Our brains are amazing. They are able to do massive amounts of calculations every second of every day of our lives, both while awake and asleep. Part of how it does this is by chunking information and creating ‘default modes.’ In other words, our brains store commonly encountered information in a way that we don't have to actively think about it. Two examples that most people can relate to are where things are in your refrigerator and reading. If I asked you to tell me, for example, where the milk is in your refrigerator, or the mustard, or whatever staple you usually have in your fridge in the same spot, you’d be able to tell me without really having to think about it, even if the fridge isn’t in front of you. Certainly when you go to grab the milk, it is an almost unconscious action. Reading is similar. We reach a point of literacy where we don’t ‘read’ words so much as recognize the like pictures. If I hold up a picture of a duck, my brain thinks ‘duck.’ If I hold up a card with the word ‘duck’ spelled out, my brain automatically thinks ‘duck’ just as fast as it did in the picture. I don’t have to look at the letters and sound out their noises.

 

Habits, or rituals, can have a similar effect on our brains and the associations that it makes. This was famously established by Ivan Pavlov and his research with dogs. To show how humans are no different than a hungry dog, we can look at smokers. Many smokers will combine their smoking with other actions, such as pairing their cigarette with coffee. When they give up smoking, long after the actual nicotine withdrawal has abated, they will feel a craving for a cigarette when they drink coffee. It’s classical Pavlovian conditioning.

 

3 WAYS TO USE RITUAL FOR GAINS


1. Create a bedtime ritual

We all know the importance of sleep in every aspect of physical and mental performance. There is no debate at this point, and getting quality sleep should be a top priority for all of us. For innumerable reasons, many people struggle to fall asleep. Ritual can be harnessed to help alleviate this issue. Anyone who has ever cared for a child for 24 hours or more knows that this is a thing. There is a reason it is so common to eat dinner, have a bath, brush, cuddles/stories/songs/etc, then the kid is zonked out and ready to sleep. It is about more than simply needing to do these tasks before bed. It creates a ritual that tells the kids' brains, once they step into the bath, that sleep is coming soon. We, as adults, can do the same thing with our bedtime.

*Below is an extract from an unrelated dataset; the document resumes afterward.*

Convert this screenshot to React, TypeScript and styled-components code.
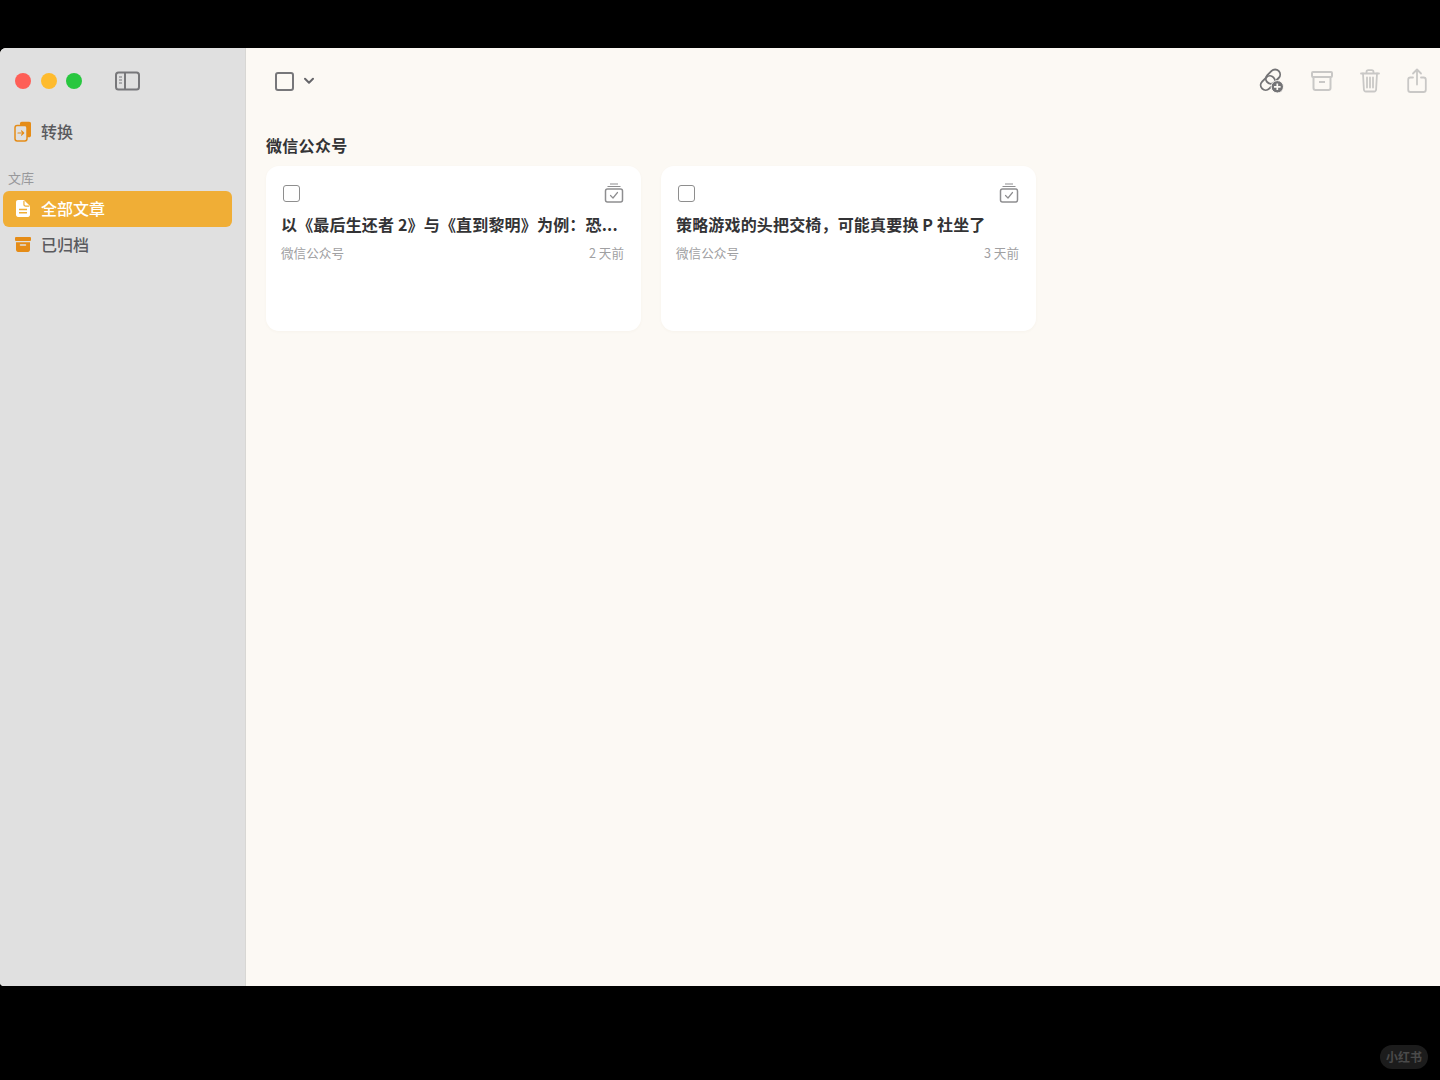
import React from "react";
import styled, { createGlobalStyle } from "styled-components";

const FONT = `"Noto Sans CJK SC", "Noto Sans", "Liberation Sans", sans-serif`;

const Global = createGlobalStyle`
  html, body { margin: 0; padding: 0; background: #000; }
  body { font-family: ${FONT}; }
  * { box-sizing: border-box; }
`;

const Screen = styled.div`
  position: relative;
  width: 1440px;
  height: 1080px;
  background: #000;
  padding: 48px 0 94px;
  overflow: hidden;
`;

const Win = styled.div`
  display: flex;
  height: 938px;
  background: #fcf9f4;
  border-radius: 6px 0 0 4px;
  overflow: hidden;
`;

const Sidebar = styled.aside`
  width: 246px;
  flex: none;
  background: #e0e0e0;
  border-right: 1px solid #d8d7d4;
  display: flex;
  flex-direction: column;
`;

const TitleRow = styled.div`
  display: flex;
  align-items: center;
  height: 66px;
  padding-left: 15px;
`;

const Dot = styled.span<{ $c: string }>`
  width: 16px;
  height: 16px;
  border-radius: 50%;
  background: ${(p) => p.$c};
  margin-right: 9.5px;
`;

const ToggleBtn = styled.span`
  display: flex;
  margin-left: 23px;
  margin-top: -1px;
`;

const NavList = styled.nav`
  display: flex;
  flex-direction: column;
  padding: 0 13px 0 3px;
`;

const NavItem = styled.div<{ $active?: boolean; $gapAfter?: number }>`
  height: 36px;
  display: flex;
  align-items: center;
  gap: 9px;
  padding: 0 0 2px 11px;
  border-radius: 6px;
  font-size: 16px;
  font-weight: 500;
  line-height: 20px;
  color: ${(p) => (p.$active ? "#fff" : "#5a5a5e")};
  background: ${(p) => (p.$active ? "#f0ae36" : "transparent")};
  margin-bottom: ${(p) => p.$gapAfter ?? 0}px;
`;

const NavIcon = styled.span`
  width: 18px;
  height: 20px;
  display: flex;
  align-items: center;
  justify-content: center;
  flex: none;
`;

const SectionLabel = styled.div`
  font-size: 13px;
  line-height: 18px;
  height: 18px;
  color: #98989b;
  padding-left: 5px;
  margin-bottom: 4px;
`;

const Main = styled.main`
  flex: 1;
  display: flex;
  flex-direction: column;
  min-width: 0;
`;

const Toolbar = styled.div`
  height: 66px;
  display: flex;
  align-items: center;
  justify-content: space-between;
  padding: 0 13px 0 29px;
`;

const ToolLeft = styled.div`
  display: flex;
  align-items: center;
  gap: 9px;
`;

const ToolRight = styled.div`
  display: flex;
  align-items: center;
  gap: 27px;
`;

const Content = styled.div`
  padding: 20px 20px 0;
`;

const Heading = styled.h2`
  margin: 0 0 9px;
  font-size: 16px;
  line-height: 23px;
  font-weight: 700;
  letter-spacing: 0.3px;
  color: #333335;
`;

const Cards = styled.div`
  display: flex;
  gap: 20px;
`;

const Card = styled.article`
  width: 375px;
  height: 165px;
  background: #fff;
  border-radius: 13px;
  padding: 15px 16px 0 15px;
  box-shadow: 0 1px 3px rgba(120, 100, 60, 0.04);
`;

const CardTop = styled.div`
  display: flex;
  align-items: center;
  justify-content: space-between;
  height: 24px;
  padding: 0 1px 0 2px;
`;

const Check = styled.span`
  width: 17px;
  height: 17px;
  border: 1.5px solid #8e8e8e;
  border-radius: 3px;
  display: block;
`;

const ToolCheck = styled(Check)`
  width: 19px;
  height: 19px;
  border-width: 2px;
  border-color: #77777a;
  border-radius: 3px;
`;

const CardTitle = styled.h3`
  margin: 7px 0 0;
  font-size: 16px;
  line-height: 24px;
  height: 24px;
  font-weight: 700;
  color: #333335;
  white-space: nowrap;
  letter-spacing: 0.17px;
`;

const Meta = styled.div`
  display: flex;
  justify-content: space-between;
  margin-top: 8px;
  padding-right: 1px;
  font-size: 12.6px;
  line-height: 18px;
  color: #a0a0a2;
`;

const Watermark = styled.div`
  position: absolute;
  left: 1380px;
  top: 1045px;
  width: 48px;
  height: 24px;
  border-radius: 12px;
  background: #1c1c1c;
  color: #4a4a4a;
  font-size: 12px;
  font-weight: 700;
  line-height: 24px;
  text-align: center;
  white-space: nowrap;
`;

const SidebarToggleIcon = () => (
  <svg width="25" height="20" viewBox="0 0 25 20" fill="none" stroke="#77777a" strokeWidth="2">
    <rect x="1" y="1.5" width="23" height="17" rx="2.5" />
    <path d="M10 1.5v17" />
    <path d="M4 6h3M4 9h3M4 12h3" strokeWidth="1.2" />
  </svg>
);

const ConvertIcon = () => (
  <svg width="18" height="22" viewBox="0 0 18 22" fill="none">
    <path d="M6 3.5c0-1 .7-1.8 1.8-1.8h7.4c1 0 1.8.8 1.8 1.8v12c0 1-.8 1.8-1.8 1.8H6z" fill="#e58c17" />
    <rect x="1" y="5.5" width="12" height="15.5" rx="2.2" fill="#e0e0e0" stroke="#e58c17" strokeWidth="1.5" />
    <path d="M4 13h5.5M7.5 10.8 9.7 13l-2.2 2.2" stroke="#e58c17" strokeWidth="1.2" strokeLinecap="round" strokeLinejoin="round" />
  </svg>
);

const DocIcon = () => (
  <svg width="14" height="17" viewBox="0 0 15 18">
    <path
      d="M2.2 0h6.3L15 6.4v9.4c0 1.2-1 2.2-2.2 2.2H2.2C1 18 0 17 0 15.8V2.2C0 1 1 0 2.2 0z"
      fill="#fff"
    />
    <path d="M8.5 .6v4c0 1 .8 1.8 1.8 1.8h4" fill="none" stroke="#f0ae36" strokeWidth="1.3" />
    <path d="M3.2 10h8.6M3.2 13.5h8.6" stroke="#f0ae36" strokeWidth="1.5" />
  </svg>
);

const ArchiveFilledIcon = () => (
  <svg width="16" height="15" viewBox="0 0 16 15">
    <rect x="0" y="0" width="16" height="4" rx="1" fill="#e58c17" />
    <path d="M1 5.2h14v7.6c0 1.2-.9 2.2-2 2.2H3c-1.1 0-2-1-2-2.2z" fill="#e58c17" />
    <path d="M5.5 8h5" stroke="#e0e0e0" strokeWidth="1.5" strokeLinecap="round" />
  </svg>
);

const Chevron = () => (
  <svg width="12" height="8" viewBox="0 0 12 8" fill="none" stroke="#66666a" strokeWidth="2" strokeLinecap="round" strokeLinejoin="round">
    <path d="M2 1.8 6 5.8l4-4" />
  </svg>
);

const LinkPlusIcon = () => (
  <svg width="26" height="26" viewBox="0 0 26 26" fill="none">
    <g stroke="#747476" strokeWidth="1.9">
      <rect x="10" y="0.6" width="10" height="16" rx="5" transform="rotate(45 15 8.6)" />
      <rect x="4.8" y="7" width="10" height="16" rx="5" transform="rotate(45 9.8 15)" />
    </g>
    <circle cx="19.3" cy="18.8" r="6.2" fill="#747476" stroke="#fcf9f4" strokeWidth="1" />
    <path d="M19.3 15.5v6.6M16 18.8h6.6" stroke="#fcf9f4" strokeWidth="1.7" />
  </svg>
);

const ArchiveIcon = () => (
  <svg width="22" height="22" viewBox="0 0 22 22" fill="none" stroke="#c9c8c6" strokeWidth="2">
    <rect x="1" y="2" width="20" height="5" rx="1" />
    <path d="M2.5 7v11c0 1 .8 2 2 2h13c1.2 0 2-1 2-2V7" />
    <path d="M8 12h6" />
  </svg>
);

const TrashIcon = () => (
  <svg width="20" height="24" viewBox="0 0 20 24" fill="none" stroke="#c9c8c6" strokeWidth="1.8" strokeLinecap="round">
    <path d="M1 4.5h18M6.5 4.5V3c0-1 .8-1.8 1.8-1.8h3.4c1 0 1.8.8 1.8 1.8v1.5" />
    <path d="M3 4.5l.9 16c.1 1.1.9 2 2 2h8.2c1.1 0 1.9-.9 2-2l.9-16" />
    <path d="M7 8.5v10M10 8.5v10M13 8.5v10" />
  </svg>
);

const ShareIcon = () => (
  <svg width="20" height="26" viewBox="0 0 20 26" fill="none" stroke="#c9c8c6" strokeWidth="1.8" strokeLinecap="round" strokeLinejoin="round">
    <path d="M6 9.5H3.5c-1.3 0-2.3 1-2.3 2.3v9.9c0 1.3 1 2.3 2.3 2.3h13c1.3 0 2.3-1 2.3-2.3v-9.9c0-1.3-1-2.3-2.3-2.3H14" />
    <path d="M10 16.5V2M6 5.5 10 1.5l4 4" />
  </svg>
);

const CardArchiveIcon = () => (
  <svg width="20" height="20" viewBox="0 0 20 20" fill="none" stroke="#8e8e90">
    <path d="M6 1h8" strokeWidth="1.2" />
    <path d="M3.5 3.5h13" strokeWidth="1.2" />
    <rect x="1.5" y="6" width="17" height="13" rx="2" strokeWidth="1.5" />
    <path d="M6.5 12.5 9 15l4.5-5.5" strokeWidth="1.2" strokeLinecap="round" strokeLinejoin="round" />
  </svg>
);

const articles = [
  { title: "以《最后生还者 2》与《直到黎明》为例\uFF1A恐...", age: "2 天前" },
  { title: "策略游戏的头把交椅\uFF0C可能真要换 P 社坐了", age: "3 天前" },
];

export default function App() {
  return (
    <>
      <Global />
      <Screen>
        <Win>
          <Sidebar>
            <TitleRow>
              <Dot $c="#fe5f57" />
              <Dot $c="#febb2e" />
              <Dot $c="#28c73f" />
              <ToggleBtn>
                <SidebarToggleIcon />
              </ToggleBtn>
            </TitleRow>
            <NavList>
              <NavItem $gapAfter={19}>
                <NavIcon>
                  <ConvertIcon />
                </NavIcon>
                转换
              </NavItem>
              <SectionLabel>文库</SectionLabel>
              <NavItem $active>
                <NavIcon>
                  <DocIcon />
                </NavIcon>
                全部文章
              </NavItem>
              <NavItem>
                <NavIcon>
                  <ArchiveFilledIcon />
                </NavIcon>
                已归档
              </NavItem>
            </NavList>
          </Sidebar>
          <Main>
            <Toolbar>
              <ToolLeft>
                <ToolCheck />
                <Chevron />
              </ToolLeft>
              <ToolRight>
                <LinkPlusIcon />
                <ArchiveIcon />
                <TrashIcon />
                <ShareIcon />
              </ToolRight>
            </Toolbar>
            <Content>
              <Heading>微信公众号</Heading>
              <Cards>
                {articles.map((a) => (
                  <Card key={a.title}>
                    <CardTop>
                      <Check />
                      <CardArchiveIcon />
                    </CardTop>
                    <CardTitle>{a.title}</CardTitle>
                    <Meta>
                      <span>微信公众号</span>
                      <span>{a.age}</span>
                    </Meta>
                  </Card>
                ))}
              </Cards>
            </Content>
          </Main>
        </Win>
        <Watermark>小红书</Watermark>
      </Screen>
    </>
  );
}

There is no single way to do this, but if you always floss and brush 60 minutes before the time you intend to get in bed, then read once you are in bed, the action of flossing will be a trigger to your brain that sleep is 60-90 minutes away.

 

It’s important that the bed is only used for 3 things, and two of those should be lying down to read and then, shortly thereafter, sleeping. Anytime you use it for something else, you start to train your brain that your usual ritual no longer applies. If you can stick to the ritual for long enough, going to sleep becomes very easy, even if it isn’t at your usual bedtime.

 

2. Create a lift ritual

If you have ever heard the expression, “never miss in the gym,” this is related. If you watch the best lifters lift, they do the same series of movements before initiating a lift, no matter how light or heavy it may be. This means if they set their feet, they set the same foot first every time. If they are gripping the bar, they grip with the same hand first every time. If they have some little idiosyncrasy like a stomp or butt wiggle, they do it every time.

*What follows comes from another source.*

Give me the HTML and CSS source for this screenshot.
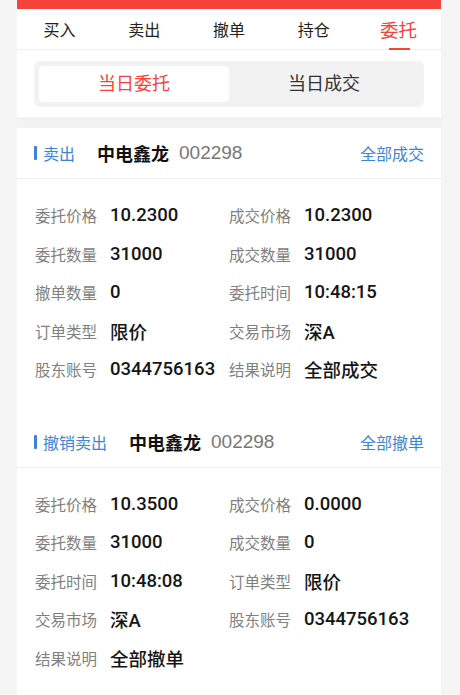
FILE: index.html
```html
<!DOCTYPE html>
<html lang="zh-CN">
<head>
    <meta charset="UTF-8">
    <meta name="viewport" content="width=device-width, initial-scale=1.0">
    <title>委托</title>
    <link rel="stylesheet" href="styles.css">
</head>
<body>
    <div class="page">
        <div class="topbar"></div>
        <nav class="tabs">
            <a class="tab">买入</a>
            <a class="tab">卖出</a>
            <a class="tab">撤单</a>
            <a class="tab">持仓</a>
            <a class="tab active">委托</a>
        </nav>
        <div class="segment-wrap">
            <div class="segment">
                <div class="seg-item active">当日委托</div>
                <div class="seg-item">当日成交</div>
            </div>
        </div>
        <div class="divider"></div>

        <div class="order">
            <div class="order-head">
                <span class="order-type">卖出</span>
                <span class="stock-name">中电鑫龙</span>
                <span class="stock-code">002298</span>
                <span class="order-status">全部成交</span>
            </div>
            <div class="order-body">
                <div class="field"><span class="label">委托价格</span><span class="value">10.2300</span></div>
                <div class="field"><span class="label">成交价格</span><span class="value">10.2300</span></div>
                <div class="field"><span class="label">委托数量</span><span class="value">31000</span></div>
                <div class="field"><span class="label">成交数量</span><span class="value">31000</span></div>
                <div class="field"><span class="label">撤单数量</span><span class="value">0</span></div>
                <div class="field"><span class="label">委托时间</span><span class="value">10:48:15</span></div>
                <div class="field"><span class="label">订单类型</span><span class="value">限价</span></div>
                <div class="field"><span class="label">交易市场</span><span class="value">深A</span></div>
                <div class="field"><span class="label">股东账号</span><span class="value">0344756163</span></div>
                <div class="field"><span class="label">结果说明</span><span class="value">全部成交</span></div>
            </div>
        </div>

        <div class="order">
            <div class="order-head">
                <span class="order-type">撤销卖出</span>
                <span class="stock-name">中电鑫龙</span>
                <span class="stock-code">002298</span>
                <span class="order-status">全部撤单</span>
            </div>
            <div class="order-body">
                <div class="field"><span class="label">委托价格</span><span class="value">10.3500</span></div>
                <div class="field"><span class="label">成交价格</span><span class="value">0.0000</span></div>
                <div class="field"><span class="label">委托数量</span><span class="value">31000</span></div>
                <div class="field"><span class="label">成交数量</span><span class="value">0</span></div>
                <div class="field"><span class="label">委托时间</span><span class="value">10:48:08</span></div>
                <div class="field"><span class="label">订单类型</span><span class="value">限价</span></div>
                <div class="field"><span class="label">交易市场</span><span class="value">深A</span></div>
                <div class="field"><span class="label">股东账号</span><span class="value">0344756163</span></div>
                <div class="field"><span class="label">结果说明</span><span class="value">全部撤单</span></div>
            </div>
        </div>
    </div>
</body>
</html>
```

FILE: styles.css
```css
body {
    margin: 0;
    background-color: #f5f5f5;
    font-family: "Liberation Sans", "Noto Sans CJK SC", sans-serif;
    color: #222;
}
.page {
    width: 424px;
    margin-left: 17px;
    min-height: 695px;
    background: #fff;
}
.topbar {
    height: 9px;
    background-color: #f6433a;
}
.tabs {
    display: flex;
    height: 40px;
    border-bottom: 1px solid #efefef;
}
.tab {
    flex: 1;
    position: relative;
    display: flex;
    align-items: center;
    justify-content: center;
    font-size: 16px;
    color: #222;
}
.tab.active {
    font-size: 18.5px;
    color: #f6433a;
}
.tab.active::after {
    content: "";
    position: absolute;
    bottom: -1px;
    left: 50%;
    width: 21px;
    height: 2px;
    margin-left: -10px;
    background-color: #f6433a;
}
.segment-wrap {
    padding: 11px 17px 10px;
}
.segment {
    display: flex;
    padding: 5px;
    border-radius: 6px;
    background-color: #f2f2f2;
}
.seg-item {
    flex: 1;
    height: 36px;
    line-height: 36px;
    text-align: center;
    font-size: 18px;
    color: #333;
}
.seg-item.active {
    background: #fff;
    border-radius: 4px;
    color: #f6433a;
}
.divider {
    height: 11px;
    background-color: #f2f2f2;
}
.order-head {
    display: flex;
    align-items: center;
    height: 50px;
    padding: 0 17px;
    border-bottom: 1px solid #efefef;
}
.order-type {
    display: flex;
    align-items: center;
    font-size: 16px;
    color: #3a85d6;
}
.order-type::before {
    content: "";
    width: 3px;
    height: 14px;
    margin-right: 6px;
    border-radius: 1px;
    background-color: #3a85d6;
}
.stock-name {
    margin-left: 22px;
    font-size: 18px;
    font-weight: bold;
    color: #111;
}
.stock-code {
    margin-left: 10px;
    font-size: 19px;
    color: #777;
}
.order-status {
    margin-left: auto;
    font-size: 16px;
    color: #3a85d6;
}
.order-body {
    display: grid;
    grid-template-columns: 194px 194px;
    padding: 17px 0 28px 18px;
}
.field {
    display: flex;
    align-items: center;
    height: 38.5px;
    white-space: nowrap;
}
.label {
    width: 75px;
    font-size: 15.5px;
    color: #808080;
}
.value {
    font-family: Roboto, "Noto Sans CJK SC", sans-serif;
    font-size: 18.5px;
    font-weight: 500;
    color: #151515;
}
```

By doing the same action every time, and combining this with never missing, these lifters train their brains that when they do these actions, they successfully lift the bar. Since this is done with all weights, even warm-ups, it ensures that the overwhelming majority of lifts are successful. Once they get to truly heavy weights, the brain doesn’t get weird, it simply does what it always does and makes the lift.


3. Create a PR ritual

Along the lines of number 2 above, creating a ritual around PR’s just might help condition your brain to make more successful maximum attempts. As above, following a lift ritual will be important, and never missing it will be important. If we now throw in a ritual around the occasional days that you go for a PR, whether a new 1RM or any sort of rep PR, when you go for a true max, max style of PR, then it will be easier and more likely to happen.

 

Eat the same meal as close to the same time interval before lifting as possible each time. Wear the same shoes and tie them in the same order. Listen to the same PR song before lifting or (if you aren’t competing) while lifting. When you never miss lifts in the gym, including PR attempts, and train your brain to associate a specific series of events (the same meal, the same shoes, the same song, etc.) with always hitting new personal records, you’ll approach each PR attempt mentally primed for success.

 

Using rituals to train your brain isn't superstition or bro-science. It’s based on genuine science and can have a profound impact on your success in the gym. There are many aspects of our lives where we can condition our brains to make associations from our behavior. As with smoking and coffee drinking, it isn’t always for the good. With a little forethought, we can use this tool for good and avoid the bad. And get stronger in the process.